Et c'est bien cette impression qui se dégage du début de Born Villain. Avec Hey Cruel World on retrouve chez Manson une menace plus entendue depuis des lustres. Adieu le rock ultra-balisé du précédent album, re-bonjour les sonorités plus industrielles bien méchantes et les riffs qui tuent. Manson nous crache sa rage au visage et c'est appréciable. Hélas, on est aussi fixé d'emblée sur le chant : dans la lignée de ce qu'il fait depuis Eat Me Drink Me, Manson n'a plus franchement la voix qui le caractérisait par le passé et semble souvent en difficulté. Il est plus à l'aise quand le chant s'approche des spoken-words, heureusement très présents sur l'album, comme au début de No Reflection, par exemple. Premier single, il remplit parfaitement son rôle de morceau efficace, à la rythmique typiquement Mansonienne. Assez anecdotique, il reste bien plus enthousiasmant que les singles des précédents albums, ce MARILYN MANSON là semble avoir retrouvé ses couleurs : le noir et le noir foncé. Dommage que Pistol Whipped gâche un poil l'ambiance, car si elle est agréable à écouter quelques secondes, son minimalisme et sa répétition la rendent surtout lassante. Bien plus puissante sur l'album que dans la vidéo réalisée par Shia Labeouf, Overneath The Path of Misery est un des moments forts de l'album. Direct et accrocheur, il symbolise le début de cet album : plus mordant, plus simple, plus modeste et rageur que par le passé, le Manson de Born Villain est plus proche de celui qu'on aime que de Franz Ferdinand. En alliant MacBeth de Shakespeare, qu'il cite en début de morceau, au film Rubber de Quentin Dupieux (le "No Reason" répété), Manson nous parle de non-sens et d'absurdité d'une manière bien moins drôle que dans le très dada The Golden Age of Grotesque. Cependant, tout n'est pas parfait. Que cela soit voulu ou non, on pense souvent à d'autres morceaux plus anciens provenant d'autres albums (principalement Mechanical Animals et Antichrist Superstar) dont certains éléments semblent resurgir régulièrement.
Comme souvent chez MARILYN MANSON, on a une impression continue d'avoir déjà entendu telle ou telle chose ailleurs. La faute peut être à un line-up réduit : sans le talent musical de Trent Reznor, John 5 ou Tim Sköld derrière, et avec une production pas aussi monstrueuse que sur The Golden Age of Grotesque, Born Villain a du mal à capter notre attention sur la durée.
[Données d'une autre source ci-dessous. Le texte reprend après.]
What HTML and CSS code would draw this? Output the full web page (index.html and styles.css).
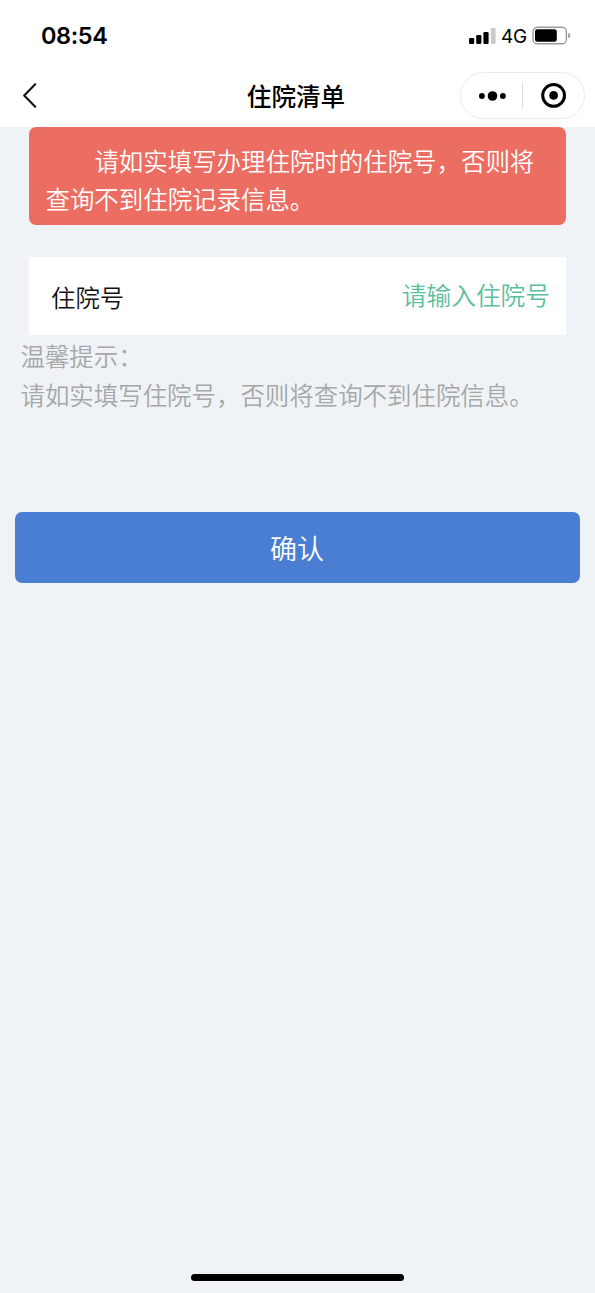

Et avec Slo-Mo-Tion qui ralentit la cadence, puis The Gardener franchement dispensable, on perd un peu le fil. Pas que l'ennui s'installe, chaque piste prise individuellement s'écoute avec plaisir (particulièrement The Flowers of Evil), mais à force de faire dans la simplicité, Born Villain est difficilement digeste d'une traite. Il faudra aller jusqu'à Murderers Are Getting Prettier Everyday pour se réveiller en sursaut avec la piste la plus violente qu'on ait entendu chez Manson depuis au moins dix ans. Et malgré une guitare sentant très fort le déjà-entendu, la très calme Born Villain réussit là où Breaking The Same Old Ground se plante un peu : nous surprendre et être diablement accrocheuse. Le reste est anecdotique : la reprise de You're So Vain n'a d'autres intérêts que de raviver une vieille querelle dépassée en envoyant une énième pique à NINE INCH NAILS (via la référence à leur chanson Starfuckers, Inc, dédiée à Manson et d'autres), et de faire parler la presse people en invitant Johnny Depp à la guitare. Quant à la version radio de No Reflection, on dira juste qu'elle permet à l'album d'avoir 15 pistes, histoire de coller au chiffre fétiche du Monsieur-à-la-lentille.
Au final, que ce soit voulu ou non, les qualités de Born Villain sont aussi ses limites. En cherchant à se réinventer, MARILYN MANSON laisse de coté la facilité de se reposer sur ses acquis et revient à quelque chose de bien plus modeste techniquement, plus direct. Mais cette simplicité tend parfois vers la pauvreté (la boite à rythme, les soli dispensables, la production moyenne, etc) et l'on a parfois plus l'impression d'être face à un premier album plus qu'un huit ou neuvième. Un retour à la case départ visiblement, pour un artiste qui semble ne plus vouloir s'encombrer des artifices et de la mégalomanie qui l'ont caractérisé. Il souhaite agir à nouveau les mains libres, avec un plaisir apparemment retrouvé (on avait pu le constater sur scène à la fin de la tournée de 2009). Et malgré ses petits défauts, Born Villain est ce que Manson a fait de plus enthousiasmant depuis The Golden Age of Grotesque, la remise en question qu'on attendait, et on espère l'annonce d'un futur placé de nouveau sous le signe de l'inspiration et de la spontanéité.